What is expected
Repeat the data below exactly, dropping any pictures it holds.

Source material
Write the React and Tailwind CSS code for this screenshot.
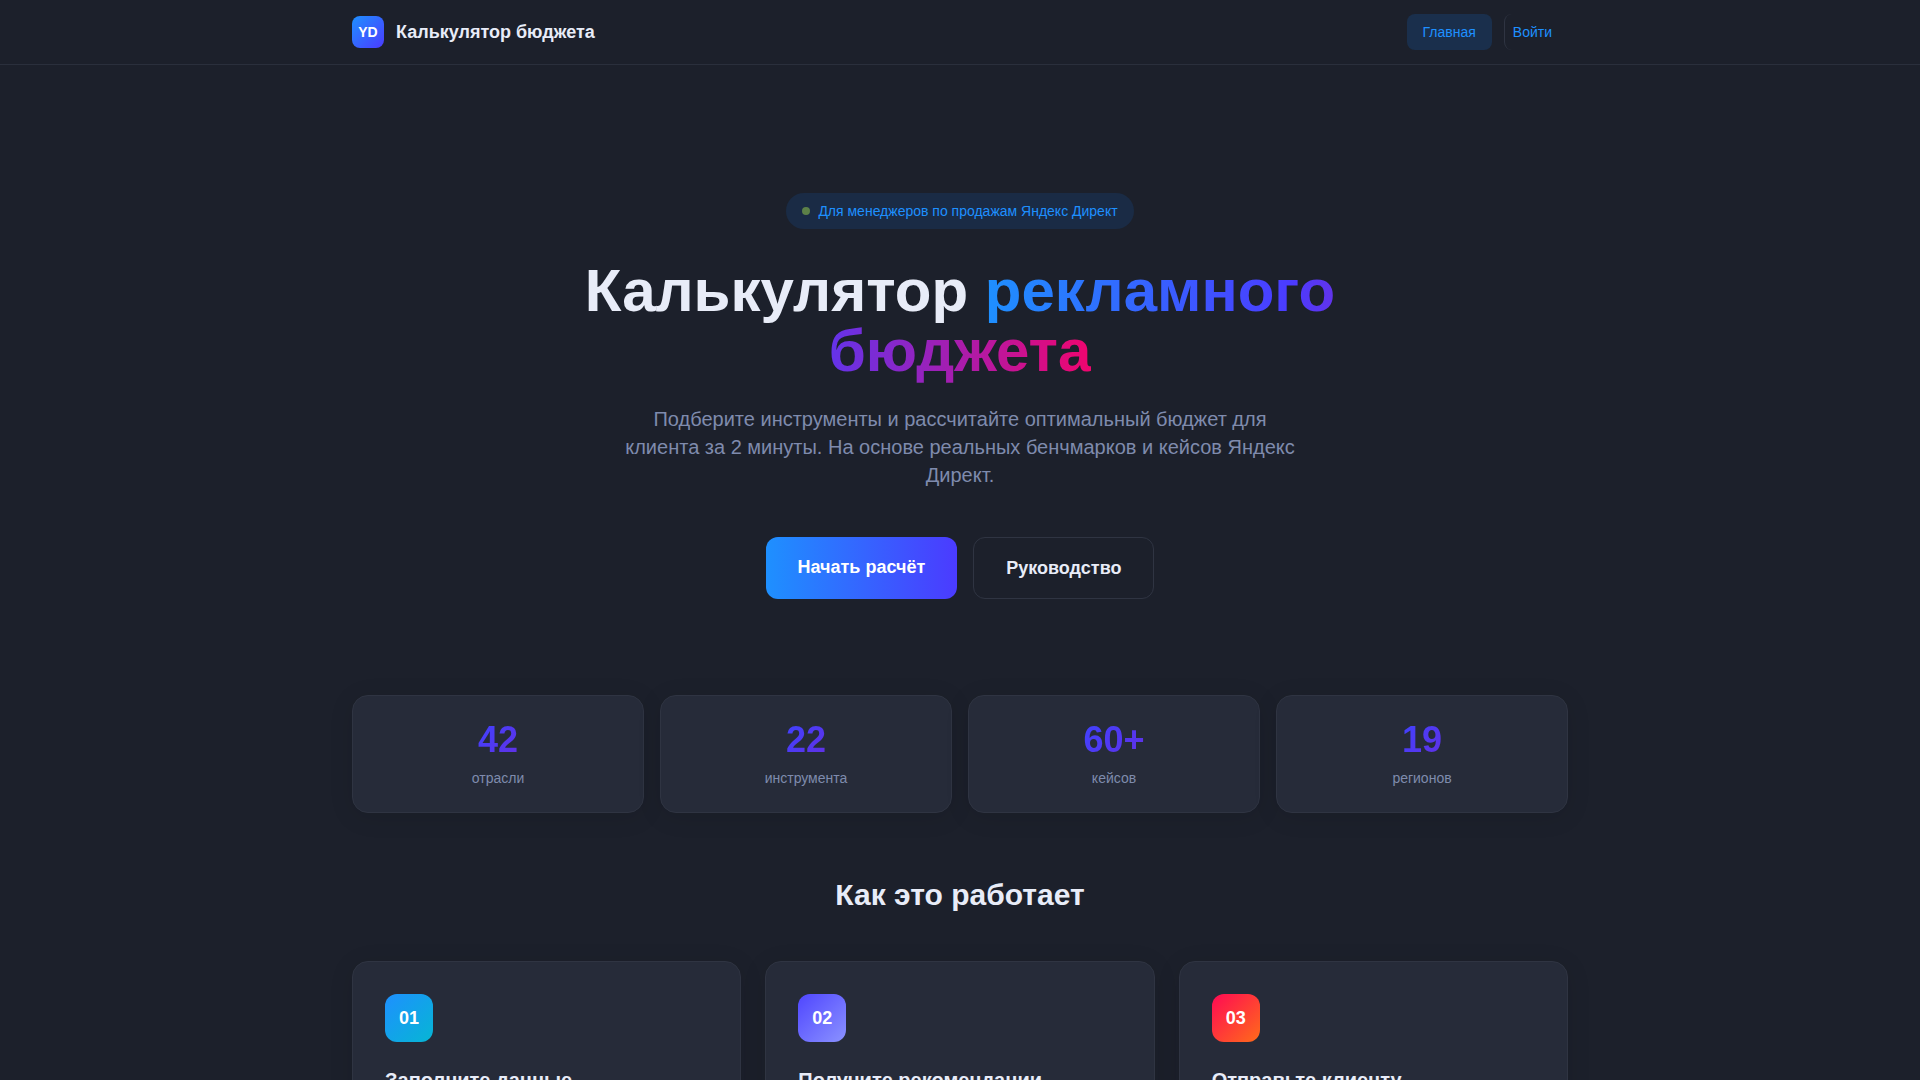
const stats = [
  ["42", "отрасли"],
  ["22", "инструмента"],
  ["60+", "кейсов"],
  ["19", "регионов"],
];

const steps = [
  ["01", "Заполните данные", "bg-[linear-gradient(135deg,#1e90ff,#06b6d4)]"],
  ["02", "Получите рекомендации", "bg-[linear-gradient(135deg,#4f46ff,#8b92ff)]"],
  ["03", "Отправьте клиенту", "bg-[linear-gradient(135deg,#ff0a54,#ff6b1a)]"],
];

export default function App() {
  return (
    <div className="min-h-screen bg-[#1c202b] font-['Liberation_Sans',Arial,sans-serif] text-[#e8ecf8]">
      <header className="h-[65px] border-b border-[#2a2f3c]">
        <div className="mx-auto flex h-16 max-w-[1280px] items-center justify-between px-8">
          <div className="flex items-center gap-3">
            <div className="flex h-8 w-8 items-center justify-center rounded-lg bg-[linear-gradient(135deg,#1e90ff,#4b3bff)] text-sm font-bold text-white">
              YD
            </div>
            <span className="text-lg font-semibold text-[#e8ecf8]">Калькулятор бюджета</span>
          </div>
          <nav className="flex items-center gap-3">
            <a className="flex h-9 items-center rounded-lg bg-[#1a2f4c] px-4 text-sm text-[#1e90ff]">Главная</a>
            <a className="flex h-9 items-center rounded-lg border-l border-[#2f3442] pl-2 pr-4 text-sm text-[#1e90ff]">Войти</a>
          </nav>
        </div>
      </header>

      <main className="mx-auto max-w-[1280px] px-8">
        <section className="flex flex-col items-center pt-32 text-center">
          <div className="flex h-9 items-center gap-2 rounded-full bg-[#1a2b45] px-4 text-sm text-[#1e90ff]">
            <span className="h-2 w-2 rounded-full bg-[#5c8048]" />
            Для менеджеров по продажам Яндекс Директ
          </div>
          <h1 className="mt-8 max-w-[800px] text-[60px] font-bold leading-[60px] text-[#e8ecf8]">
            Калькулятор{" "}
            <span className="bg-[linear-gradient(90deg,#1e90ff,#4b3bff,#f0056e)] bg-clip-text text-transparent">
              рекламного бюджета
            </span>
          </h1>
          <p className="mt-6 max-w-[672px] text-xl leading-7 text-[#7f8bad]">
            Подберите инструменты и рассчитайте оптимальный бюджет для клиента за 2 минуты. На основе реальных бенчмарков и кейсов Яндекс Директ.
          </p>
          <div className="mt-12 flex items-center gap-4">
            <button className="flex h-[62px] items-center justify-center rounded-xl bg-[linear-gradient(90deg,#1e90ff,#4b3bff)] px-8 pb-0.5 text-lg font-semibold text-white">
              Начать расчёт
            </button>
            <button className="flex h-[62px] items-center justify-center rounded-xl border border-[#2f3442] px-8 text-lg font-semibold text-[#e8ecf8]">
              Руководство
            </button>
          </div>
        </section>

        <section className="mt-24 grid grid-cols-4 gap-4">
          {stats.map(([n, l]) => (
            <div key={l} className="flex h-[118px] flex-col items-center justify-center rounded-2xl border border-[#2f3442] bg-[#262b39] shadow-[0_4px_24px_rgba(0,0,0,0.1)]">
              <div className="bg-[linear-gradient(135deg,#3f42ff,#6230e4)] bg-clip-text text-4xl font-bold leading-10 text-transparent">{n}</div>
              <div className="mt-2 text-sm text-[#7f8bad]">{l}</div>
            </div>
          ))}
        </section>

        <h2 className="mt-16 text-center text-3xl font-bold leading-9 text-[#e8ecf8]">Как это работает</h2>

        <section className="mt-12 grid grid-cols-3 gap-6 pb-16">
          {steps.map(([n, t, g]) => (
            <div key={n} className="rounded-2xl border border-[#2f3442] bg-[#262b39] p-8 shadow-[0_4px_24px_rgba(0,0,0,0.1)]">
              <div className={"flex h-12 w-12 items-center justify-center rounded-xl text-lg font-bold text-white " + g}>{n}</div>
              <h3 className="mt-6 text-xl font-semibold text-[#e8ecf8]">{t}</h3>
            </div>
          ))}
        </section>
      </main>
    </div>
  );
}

Task output
Write the React and Tailwind CSS code for this screenshot.
const stats = [
  ["42", "отрасли"],
  ["22", "инструмента"],
  ["60+", "кейсов"],
  ["19", "регионов"],
];

const steps = [
  ["01", "Заполните данные", "bg-[linear-gradient(135deg,#1e90ff,#06b6d4)]"],
  ["02", "Получите рекомендации", "bg-[linear-gradient(135deg,#4f46ff,#8b92ff)]"],
  ["03", "Отправьте клиенту", "bg-[linear-gradient(135deg,#ff0a54,#ff6b1a)]"],
];

export default function App() {
  return (
    <div className="min-h-screen bg-[#1c202b] font-['Liberation_Sans',Arial,sans-serif] text-[#e8ecf8]">
      <header className="h-[65px] border-b border-[#2a2f3c]">
        <div className="mx-auto flex h-16 max-w-[1280px] items-center justify-between px-8">
          <div className="flex items-center gap-3">
            <div className="flex h-8 w-8 items-center justify-center rounded-lg bg-[linear-gradient(135deg,#1e90ff,#4b3bff)] text-sm font-bold text-white">
              YD
            </div>
            <span className="text-lg font-semibold text-[#e8ecf8]">Калькулятор бюджета</span>
          </div>
          <nav className="flex items-center gap-3">
            <a className="flex h-9 items-center rounded-lg bg-[#1a2f4c] px-4 text-sm text-[#1e90ff]">Главная</a>
            <a className="flex h-9 items-center rounded-lg border-l border-[#2f3442] pl-2 pr-4 text-sm text-[#1e90ff]">Войти</a>
          </nav>
        </div>
      </header>

      <main className="mx-auto max-w-[1280px] px-8">
        <section className="flex flex-col items-center pt-32 text-center">
          <div className="flex h-9 items-center gap-2 rounded-full bg-[#1a2b45] px-4 text-sm text-[#1e90ff]">
            <span className="h-2 w-2 rounded-full bg-[#5c8048]" />
            Для менеджеров по продажам Яндекс Директ
          </div>
          <h1 className="mt-8 max-w-[800px] text-[60px] font-bold leading-[60px] text-[#e8ecf8]">
            Калькулятор{" "}
            <span className="bg-[linear-gradient(90deg,#1e90ff,#4b3bff,#f0056e)] bg-clip-text text-transparent">
              рекламного бюджета
            </span>
          </h1>
          <p className="mt-6 max-w-[672px] text-xl leading-7 text-[#7f8bad]">
            Подберите инструменты и рассчитайте оптимальный бюджет для клиента за 2 минуты. На основе реальных бенчмарков и кейсов Яндекс Директ.
          </p>
          <div className="mt-12 flex items-center gap-4">
            <button className="flex h-[62px] items-center justify-center rounded-xl bg-[linear-gradient(90deg,#1e90ff,#4b3bff)] px-8 pb-0.5 text-lg font-semibold text-white">
              Начать расчёт
            </button>
            <button className="flex h-[62px] items-center justify-center rounded-xl border border-[#2f3442] px-8 text-lg font-semibold text-[#e8ecf8]">
              Руководство
            </button>
          </div>
        </section>

        <section className="mt-24 grid grid-cols-4 gap-4">
          {stats.map(([n, l]) => (
            <div key={l} className="flex h-[118px] flex-col items-center justify-center rounded-2xl border border-[#2f3442] bg-[#262b39] shadow-[0_4px_24px_rgba(0,0,0,0.1)]">
              <div className="bg-[linear-gradient(135deg,#3f42ff,#6230e4)] bg-clip-text text-4xl font-bold leading-10 text-transparent">{n}</div>
              <div className="mt-2 text-sm text-[#7f8bad]">{l}</div>
            </div>
          ))}
        </section>

        <h2 className="mt-16 text-center text-3xl font-bold leading-9 text-[#e8ecf8]">Как это работает</h2>

        <section className="mt-12 grid grid-cols-3 gap-6 pb-16">
          {steps.map(([n, t, g]) => (
            <div key={n} className="rounded-2xl border border-[#2f3442] bg-[#262b39] p-8 shadow-[0_4px_24px_rgba(0,0,0,0.1)]">
              <div className={"flex h-12 w-12 items-center justify-center rounded-xl text-lg font-bold text-white " + g}>{n}</div>
              <h3 className="mt-6 text-xl font-semibold text-[#e8ecf8]">{t}</h3>
            </div>
          ))}
        </section>
      </main>
    </div>
  );
}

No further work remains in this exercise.